Sunday, June 24, 2012

6-22-12 Ashcroft Ghost Town

After breakfast, the four of us left the dogs with Mom and Dad and went to check out the nearby ghost town of Ashcroft which is just 17 miles from our camp.


 Colorado 1880, Crazy Culver set out with his friend W.F. Coxhead from Leadville to make their fortune finding a new silver stake in the pristine Castle Creek valley.  23 more prospectors soon joined them in the place they named Castle Forks City and shortly after there were 97 men who formed the Miner's Protective Association. In 1883 the camp had been renamed Ashcroft and boasted a population of 2000, two newspapers, a school, a sawmill, and 20 saloons.






But two years later, the shallow vein of silver had dried up, the prospectors moved on to Aspen strikes, and only 100 people remained. Fifteen years after that, just a handful of men still lived there, spending their days hunting, fishing, reading and drinking at the lone bar.
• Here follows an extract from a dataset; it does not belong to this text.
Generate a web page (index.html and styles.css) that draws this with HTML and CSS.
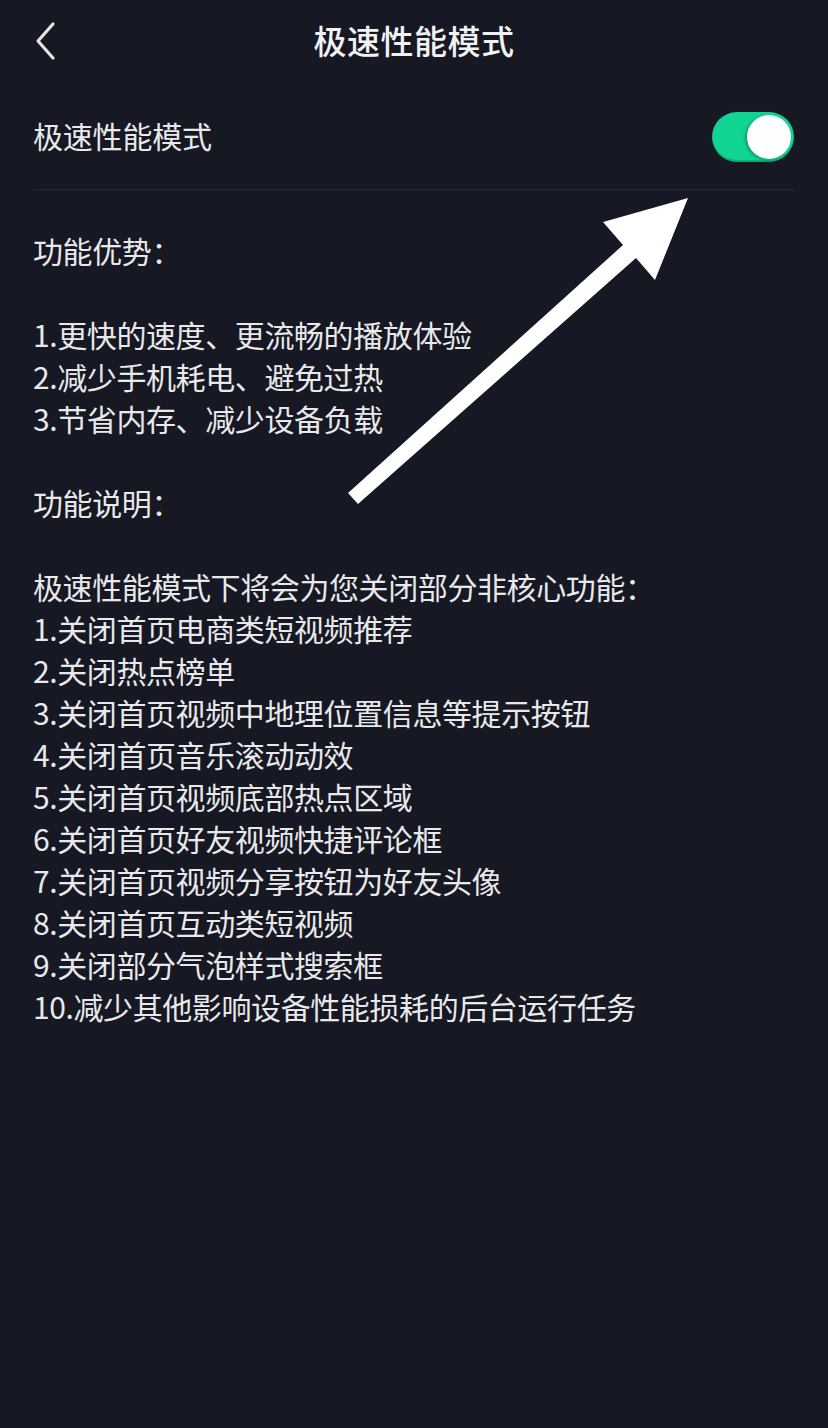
FILE: index.html
```html
<!DOCTYPE html>
<html lang="zh-CN">
<head>
<meta charset="utf-8">
<title>极速性能模式</title>
<link rel="stylesheet" href="styles.css">
</head>
<body>
<div class="page">
  <header class="nav">
    <svg class="back" width="24" height="40" viewBox="0 0 24 40">
      <path d="M19 3 L4 20 L19 37" fill="none" stroke="#e4e4e6" stroke-width="3.2" stroke-linecap="round" stroke-linejoin="round"/>
    </svg>
    <h1 class="title">极速性能模式</h1>
  </header>

  <div class="setting">
    <span class="setting-label">极速性能模式</span>
    <div class="toggle"><div class="knob"></div></div>
  </div>

  <div class="content">
    <p>功能优势：</p>
    <p class="blank">&nbsp;</p>
    <p>1.更快的速度、更流畅的播放体验</p>
    <p>2.减少手机耗电、避免过热</p>
    <p>3.节省内存、减少设备负载</p>
    <p class="blank">&nbsp;</p>
    <p>功能说明：</p>
    <p class="blank">&nbsp;</p>
    <p>极速性能模式下将会为您关闭部分非核心功能：</p>
    <p>1.关闭首页电商类短视频推荐</p>
    <p>2.关闭热点榜单</p>
    <p>3.关闭首页视频中地理位置信息等提示按钮</p>
    <p>4.关闭首页音乐滚动动效</p>
    <p>5.关闭首页视频底部热点区域</p>
    <p>6.关闭首页好友视频快捷评论框</p>
    <p>7.关闭首页视频分享按钮为好友头像</p>
    <p>8.关闭首页互动类短视频</p>
    <p>9.关闭部分气泡样式搜索框</p>
    <p>10.减少其他影响设备性能损耗的后台运行任务</p>
  </div>

  <svg class="arrow" width="828" height="1428" viewBox="0 0 828 1428">
    <polygon points="688,198 603,222 623,245 348,493 358,504 636,258 655,280" fill="#ffffff"/>
  </svg>
</div>
</body>
</html>
```

FILE: styles.css
```css
html, body {
  margin: 0;
  padding: 0;
  background: #161823;
}
body {
  font-family: "Noto Sans CJK SC", "Noto Sans", sans-serif;
  color: #e9e9eb;
}
.page {
  position: relative;
  width: 828px;
  height: 1428px;
  overflow: hidden;
}
.nav {
  position: relative;
  height: 84px;
  display: flex;
  align-items: center;
  justify-content: center;
}
.back {
  position: absolute;
  left: 34px;
  top: 21px;
}
.title {
  margin: 0 0 4px;
  font-size: 33px;
  font-weight: 500;
  color: #f2f2f4;
  letter-spacing: 0.5px;
}
.setting {
  margin: 0 33px;
  height: 105px;
  display: flex;
  align-items: center;
  justify-content: space-between;
  border-bottom: 1px solid #262834;
}
.setting-label {
  font-size: 30px;
  padding-bottom: 4px;
  letter-spacing: -0.2px;
}
.toggle {
  width: 82px;
  height: 50px;
  border-radius: 25px;
  background: #10d491;
  box-shadow: inset 0 -2px 0 rgba(0,0,0,0.18);
  display: flex;
  align-items: center;
  justify-content: flex-end;
  padding: 0 3px;
  box-sizing: border-box;
  margin-right: 1px;
}
.knob {
  width: 44px;
  height: 44px;
  border-radius: 50%;
  background: #ffffff;
  box-shadow: -2px 1px 3px rgba(0,0,0,0.25);
}
.content {
  padding: 39px 33px 0;
}
.content p {
  margin: 0;
  font-size: 30px;
  line-height: 42px;
  letter-spacing: -0.4px;
  white-space: nowrap;
}
.arrow {
  position: absolute;
  left: 0;
  top: 0;
  pointer-events: none;
}
```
The bar owner often traded drinks for stories and was the main place to find the sporadic work that might be available in the area. The last original resident Judge Jack Leahy died in 1939.

Ashcroft had a chance at revival in 1939 when Ted Ryan and Billy Fiske, of the gold medal winter Olympic bobsled team built a lodge nearby and planned a resort with tramway up to Mount Hayden. But World War II intervened and Fiske was killed in action. Ryan leased the property to the 10th Mountain Army division to train, and then deeded the site to the Forest Service after the war.





























                   











































We got back to camp for lunch and a nap before the world caved in, which brings you back to this story.